Assuming you’re doing development in good faith, the information that you get from releasing increments of stuff frequently has real value, no matter what you’re using agile for. Of course, it is possible that the CEO knows up front that the new development will not succeed, perhaps because their business is so far behind the curve that they can’t possibly catch up. In that case, a better strategy might be to opt a traditional methodology, pretend everything is going fine, and keep drawing a pay check until it becomes obvious to everyone that the company is doomed. I’m sure that no CEO ever does that.
There’s no doubt that, as an investor, I’d be far more likely to put my savings into something that was going to start producing revenue after 6 months than one where I had to wait for 3 years to see a return. I’d also tend to ask fewer awkward questions of a CEO that was able to show me working product every month than one that was asking me to put my faith in tasks ticked off on a big Gantt chart.

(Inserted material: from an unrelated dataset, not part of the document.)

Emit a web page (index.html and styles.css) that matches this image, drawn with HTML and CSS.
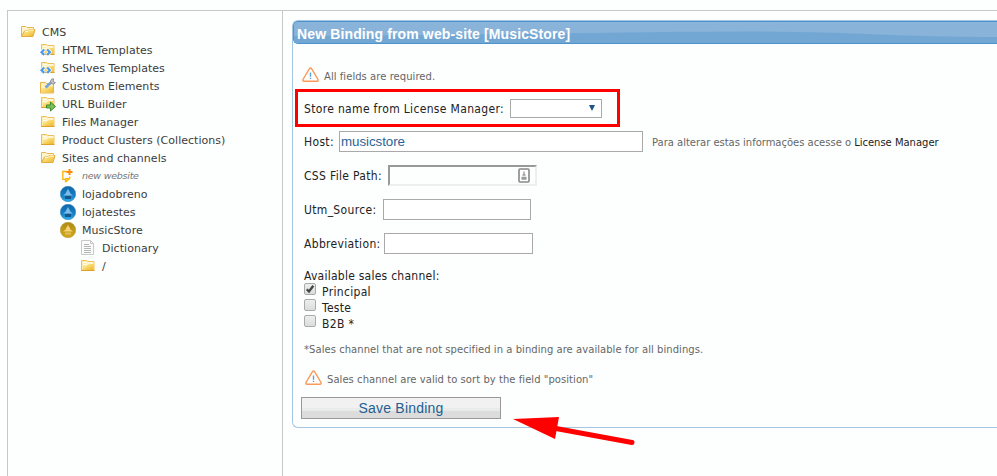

The big question is, once you’ve gone to the trouble of generating that information, what do you do with it? I guess that as a CEO, it depends on what you want to signal. Do you want to signal command and control or that you can grow the capabilities of your team? I have found that the hardest thing when leading teams is to watch them make mistakes and to decide that the learning they will gain from making the mistake is more valuable than what you would save from putting them right. It takes real bravery to do that but it’s a very powerful signal.